As a rider, if I say something about changing the track and I’ve ridden it on press day, I walked it and then before the main I ask them to change it, they’re going to wonder why I never said anything the past six or seven times I rode it! So yeah, you know…
But I think there’s the respect factor there and people would know that Kevin Windham isn’t going to go out there and try to help himself, or maybe you would!
I would certainly not do it for an advantage and I’m not saying that Chad is doing that either but as we’ve just talked about, riders in the past have done just that. And also, like I said earlier, we need a voice. Hypothetically speaking what if RC was going to them and saying the whoops are too tough and Reed’s going over there and saying that they’re too easy? These guys would be so confused, they’re dammed if they do and dammed if they don’t! You can’t listen to everyone, we need a voice, we can’t have a ton of voices.
As you said earlier, this riders getting together thing has been tried a few times now. What do you remember from the 1995 race here and then James Eickel’s little deal after that?

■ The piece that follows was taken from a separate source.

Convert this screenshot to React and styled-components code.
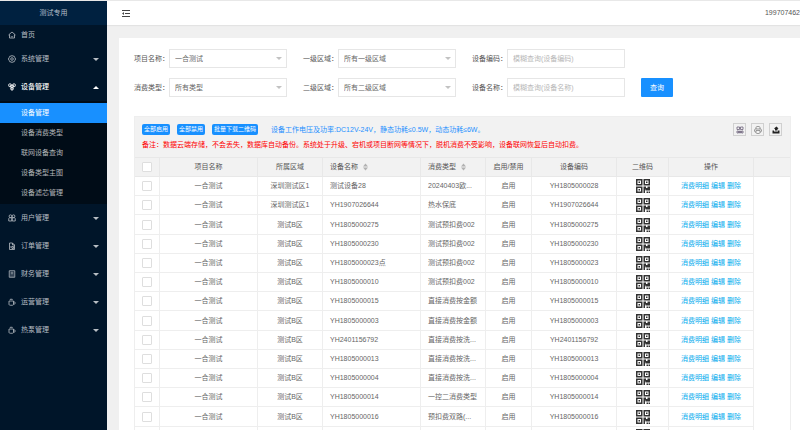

Well this thing needs to be safety only in my opinion, but as far as ’95 goes I was out with a broken collarbone then so I wasn’t here and didn’t have the decision to make as far as riding or not. I remember that it was a big deal. It was a really big deal and where we’re at right now is that we need one person talking or we’ll just have confusion. Like we did back then. There needs to be a process of communication between all of us riders and there needs to be an individual that goes in and talks for us. Then there’s going to be guys that are three-digit guys that think a section is tough but they don’t want to say anything because they think that they’re not that important or whatever. That can’t happen either. It’s a tough deal they’re trying to achieve. I’m all ears and willing to help however I can.